GIVEN REQUEST:
Leaving out all pictures, please print only the lines from the one containing "Output the component" through the one containing "import React from 'react';".

DATA LISTING:
────

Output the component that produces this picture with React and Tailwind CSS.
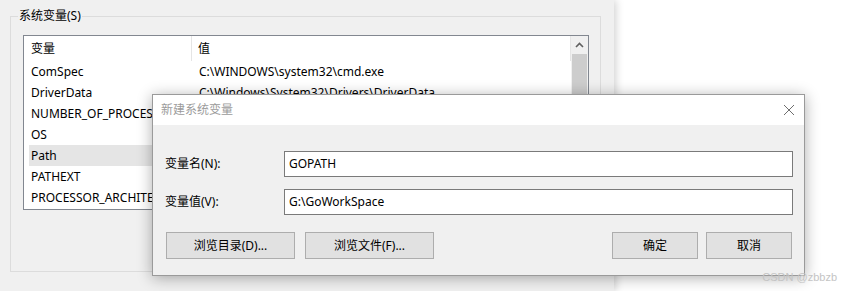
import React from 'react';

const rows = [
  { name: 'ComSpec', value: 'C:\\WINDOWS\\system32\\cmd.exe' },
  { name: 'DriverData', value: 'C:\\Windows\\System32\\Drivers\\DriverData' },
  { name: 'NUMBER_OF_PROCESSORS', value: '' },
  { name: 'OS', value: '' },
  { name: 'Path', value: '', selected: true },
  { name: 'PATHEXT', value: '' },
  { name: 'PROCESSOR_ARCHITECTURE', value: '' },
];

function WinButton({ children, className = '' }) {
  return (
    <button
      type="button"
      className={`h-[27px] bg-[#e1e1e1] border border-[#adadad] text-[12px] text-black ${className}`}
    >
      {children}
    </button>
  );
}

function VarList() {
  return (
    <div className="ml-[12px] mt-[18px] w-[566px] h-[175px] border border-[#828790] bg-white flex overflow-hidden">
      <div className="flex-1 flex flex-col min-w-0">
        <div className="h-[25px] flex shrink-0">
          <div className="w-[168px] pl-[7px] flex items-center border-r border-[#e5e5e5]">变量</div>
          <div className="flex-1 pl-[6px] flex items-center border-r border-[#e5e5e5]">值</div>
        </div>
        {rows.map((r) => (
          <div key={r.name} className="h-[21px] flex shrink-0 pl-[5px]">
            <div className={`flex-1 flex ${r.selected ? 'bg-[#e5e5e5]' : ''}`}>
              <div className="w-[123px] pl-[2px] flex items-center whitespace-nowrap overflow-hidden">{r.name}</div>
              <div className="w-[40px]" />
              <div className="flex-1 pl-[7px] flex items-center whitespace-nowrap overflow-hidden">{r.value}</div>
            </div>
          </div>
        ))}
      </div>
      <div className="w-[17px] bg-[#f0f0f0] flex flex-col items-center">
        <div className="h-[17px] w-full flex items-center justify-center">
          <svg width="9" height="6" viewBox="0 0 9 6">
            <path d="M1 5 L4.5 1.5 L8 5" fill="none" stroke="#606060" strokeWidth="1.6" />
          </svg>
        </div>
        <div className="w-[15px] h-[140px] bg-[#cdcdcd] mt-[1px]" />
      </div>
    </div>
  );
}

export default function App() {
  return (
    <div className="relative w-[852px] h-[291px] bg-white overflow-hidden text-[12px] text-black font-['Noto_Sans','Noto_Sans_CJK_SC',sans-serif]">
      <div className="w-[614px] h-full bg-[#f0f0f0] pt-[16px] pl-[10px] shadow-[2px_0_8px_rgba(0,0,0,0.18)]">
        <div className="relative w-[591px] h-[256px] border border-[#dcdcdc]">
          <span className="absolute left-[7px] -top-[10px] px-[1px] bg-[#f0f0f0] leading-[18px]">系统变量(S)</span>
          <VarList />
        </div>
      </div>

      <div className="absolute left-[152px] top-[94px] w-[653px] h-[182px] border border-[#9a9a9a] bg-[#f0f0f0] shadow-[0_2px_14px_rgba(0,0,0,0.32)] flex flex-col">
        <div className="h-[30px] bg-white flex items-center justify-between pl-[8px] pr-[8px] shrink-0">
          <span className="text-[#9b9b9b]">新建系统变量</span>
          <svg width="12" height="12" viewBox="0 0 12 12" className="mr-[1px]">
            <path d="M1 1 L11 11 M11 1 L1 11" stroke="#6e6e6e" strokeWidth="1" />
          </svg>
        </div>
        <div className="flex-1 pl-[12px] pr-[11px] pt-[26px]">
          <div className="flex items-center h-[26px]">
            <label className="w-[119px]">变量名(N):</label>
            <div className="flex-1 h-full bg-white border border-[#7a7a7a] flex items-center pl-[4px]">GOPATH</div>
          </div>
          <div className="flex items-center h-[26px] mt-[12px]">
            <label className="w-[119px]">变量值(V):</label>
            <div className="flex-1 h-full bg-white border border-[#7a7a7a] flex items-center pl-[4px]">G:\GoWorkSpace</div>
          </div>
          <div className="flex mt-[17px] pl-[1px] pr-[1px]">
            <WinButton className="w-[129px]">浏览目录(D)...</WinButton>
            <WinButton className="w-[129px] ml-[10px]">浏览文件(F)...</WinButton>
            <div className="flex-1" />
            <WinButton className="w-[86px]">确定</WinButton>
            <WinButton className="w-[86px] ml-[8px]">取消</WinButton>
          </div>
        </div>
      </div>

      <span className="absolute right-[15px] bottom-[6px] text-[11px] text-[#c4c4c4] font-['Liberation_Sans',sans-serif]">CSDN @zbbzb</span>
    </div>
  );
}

────

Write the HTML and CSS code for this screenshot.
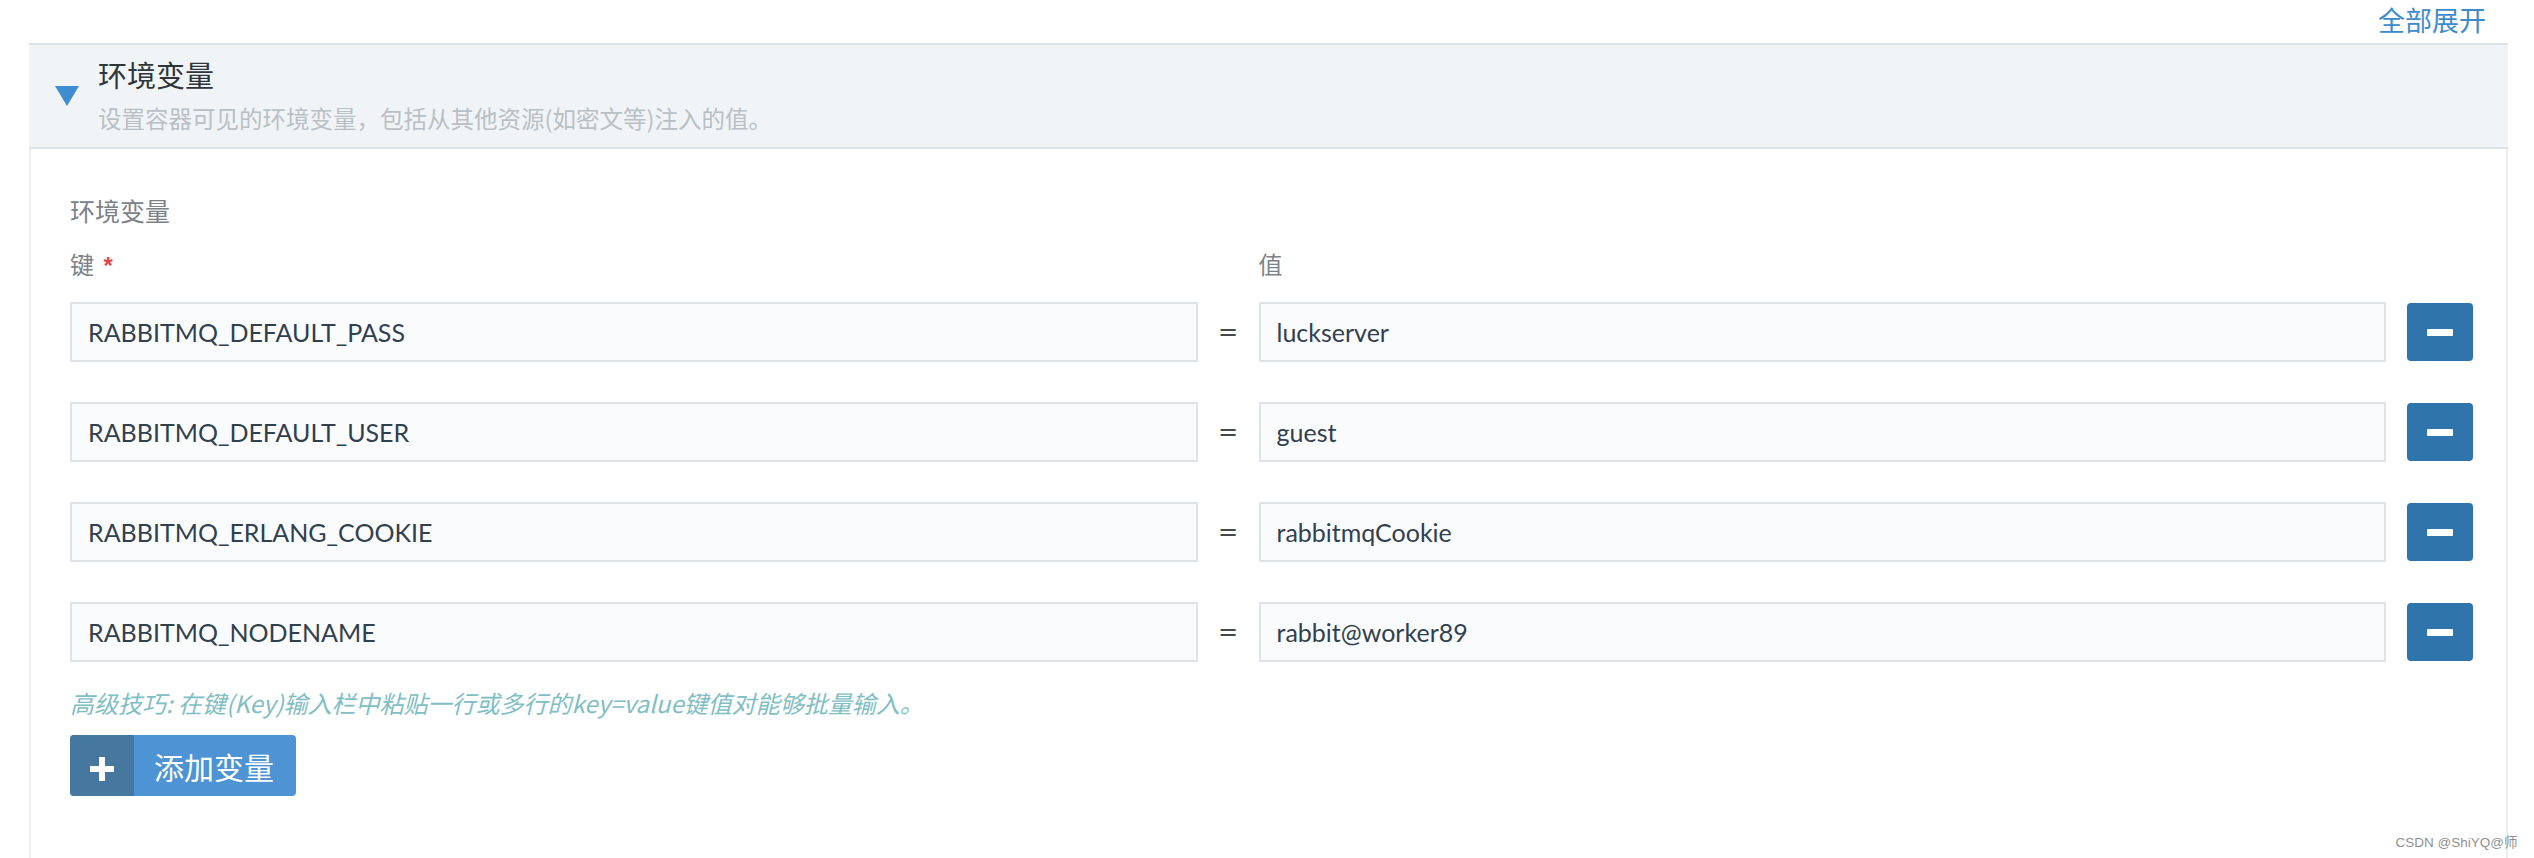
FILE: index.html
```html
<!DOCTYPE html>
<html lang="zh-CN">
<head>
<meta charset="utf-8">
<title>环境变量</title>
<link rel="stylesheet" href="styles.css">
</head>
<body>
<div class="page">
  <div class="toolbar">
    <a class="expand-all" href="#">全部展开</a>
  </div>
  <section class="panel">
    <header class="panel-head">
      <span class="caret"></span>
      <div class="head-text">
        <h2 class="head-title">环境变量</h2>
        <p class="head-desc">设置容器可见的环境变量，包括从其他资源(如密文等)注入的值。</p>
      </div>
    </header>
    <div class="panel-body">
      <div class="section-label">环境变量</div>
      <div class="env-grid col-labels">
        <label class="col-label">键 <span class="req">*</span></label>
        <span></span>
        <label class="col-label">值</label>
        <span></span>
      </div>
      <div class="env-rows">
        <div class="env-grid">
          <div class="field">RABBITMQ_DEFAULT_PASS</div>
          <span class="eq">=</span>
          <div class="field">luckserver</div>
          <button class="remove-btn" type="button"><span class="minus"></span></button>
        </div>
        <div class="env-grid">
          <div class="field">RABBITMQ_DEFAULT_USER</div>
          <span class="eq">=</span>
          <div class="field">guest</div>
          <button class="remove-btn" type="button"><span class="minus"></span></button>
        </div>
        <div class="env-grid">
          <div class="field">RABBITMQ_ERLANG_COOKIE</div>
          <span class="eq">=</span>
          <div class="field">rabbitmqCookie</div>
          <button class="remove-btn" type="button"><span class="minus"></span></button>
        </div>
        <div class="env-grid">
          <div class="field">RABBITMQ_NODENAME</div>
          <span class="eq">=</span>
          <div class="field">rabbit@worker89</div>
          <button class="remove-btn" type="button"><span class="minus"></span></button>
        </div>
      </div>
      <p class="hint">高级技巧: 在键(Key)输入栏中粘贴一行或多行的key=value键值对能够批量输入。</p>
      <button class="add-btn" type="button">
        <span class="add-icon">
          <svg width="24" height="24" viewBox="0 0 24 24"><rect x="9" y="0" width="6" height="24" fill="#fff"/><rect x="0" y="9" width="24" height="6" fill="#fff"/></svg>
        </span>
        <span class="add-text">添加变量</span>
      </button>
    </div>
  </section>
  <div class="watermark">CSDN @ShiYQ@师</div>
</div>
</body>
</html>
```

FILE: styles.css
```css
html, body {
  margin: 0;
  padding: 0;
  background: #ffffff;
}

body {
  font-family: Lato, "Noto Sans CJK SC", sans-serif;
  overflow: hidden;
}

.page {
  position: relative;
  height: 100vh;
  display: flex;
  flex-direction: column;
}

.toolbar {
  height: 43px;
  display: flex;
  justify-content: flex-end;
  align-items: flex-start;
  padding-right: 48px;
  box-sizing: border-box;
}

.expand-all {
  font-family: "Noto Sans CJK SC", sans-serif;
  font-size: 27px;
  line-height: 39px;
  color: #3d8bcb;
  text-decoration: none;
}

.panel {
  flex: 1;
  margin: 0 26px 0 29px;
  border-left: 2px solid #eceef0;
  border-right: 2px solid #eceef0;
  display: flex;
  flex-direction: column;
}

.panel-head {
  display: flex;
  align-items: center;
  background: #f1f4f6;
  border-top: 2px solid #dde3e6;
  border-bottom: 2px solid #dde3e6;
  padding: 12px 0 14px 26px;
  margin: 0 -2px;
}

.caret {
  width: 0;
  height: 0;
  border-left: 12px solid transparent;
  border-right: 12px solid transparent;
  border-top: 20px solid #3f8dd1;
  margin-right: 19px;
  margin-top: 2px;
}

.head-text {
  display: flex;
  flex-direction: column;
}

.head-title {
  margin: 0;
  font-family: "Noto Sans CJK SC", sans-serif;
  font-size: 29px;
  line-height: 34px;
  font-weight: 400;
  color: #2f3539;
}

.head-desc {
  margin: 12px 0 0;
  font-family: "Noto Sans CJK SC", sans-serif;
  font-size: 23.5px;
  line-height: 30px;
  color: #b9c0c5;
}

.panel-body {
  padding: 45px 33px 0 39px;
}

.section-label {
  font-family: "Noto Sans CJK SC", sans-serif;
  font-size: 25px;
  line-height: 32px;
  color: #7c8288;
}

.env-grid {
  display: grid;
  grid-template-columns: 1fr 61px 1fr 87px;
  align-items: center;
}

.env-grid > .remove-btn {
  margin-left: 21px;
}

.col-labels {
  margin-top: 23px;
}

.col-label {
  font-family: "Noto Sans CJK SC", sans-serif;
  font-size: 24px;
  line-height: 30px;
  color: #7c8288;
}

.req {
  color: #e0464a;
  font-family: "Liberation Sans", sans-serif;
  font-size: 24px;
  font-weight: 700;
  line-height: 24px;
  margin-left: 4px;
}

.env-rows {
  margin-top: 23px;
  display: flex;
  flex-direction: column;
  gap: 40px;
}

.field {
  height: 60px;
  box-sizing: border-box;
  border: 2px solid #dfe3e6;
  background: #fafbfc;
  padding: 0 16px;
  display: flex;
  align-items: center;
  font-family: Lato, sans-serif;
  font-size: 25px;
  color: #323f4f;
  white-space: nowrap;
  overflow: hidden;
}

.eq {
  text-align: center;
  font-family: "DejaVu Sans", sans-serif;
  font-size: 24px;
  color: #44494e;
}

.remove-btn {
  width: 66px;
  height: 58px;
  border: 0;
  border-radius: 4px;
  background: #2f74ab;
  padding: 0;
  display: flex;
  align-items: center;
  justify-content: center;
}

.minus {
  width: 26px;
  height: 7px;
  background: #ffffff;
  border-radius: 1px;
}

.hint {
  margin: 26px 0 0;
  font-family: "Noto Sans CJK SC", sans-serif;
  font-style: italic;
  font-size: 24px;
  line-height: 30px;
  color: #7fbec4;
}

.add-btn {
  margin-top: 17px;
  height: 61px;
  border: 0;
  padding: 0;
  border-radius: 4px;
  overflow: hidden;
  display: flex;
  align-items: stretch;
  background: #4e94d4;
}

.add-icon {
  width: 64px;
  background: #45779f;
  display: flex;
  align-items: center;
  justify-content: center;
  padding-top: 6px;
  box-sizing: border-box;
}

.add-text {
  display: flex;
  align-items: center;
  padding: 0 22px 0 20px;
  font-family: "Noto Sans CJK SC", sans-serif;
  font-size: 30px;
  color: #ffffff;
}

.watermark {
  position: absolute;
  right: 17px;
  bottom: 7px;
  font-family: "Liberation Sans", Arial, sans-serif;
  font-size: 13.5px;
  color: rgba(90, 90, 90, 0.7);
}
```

────

COMPLETE ANSWER:
Output the component that produces this picture with React and Tailwind CSS.
import React from 'react';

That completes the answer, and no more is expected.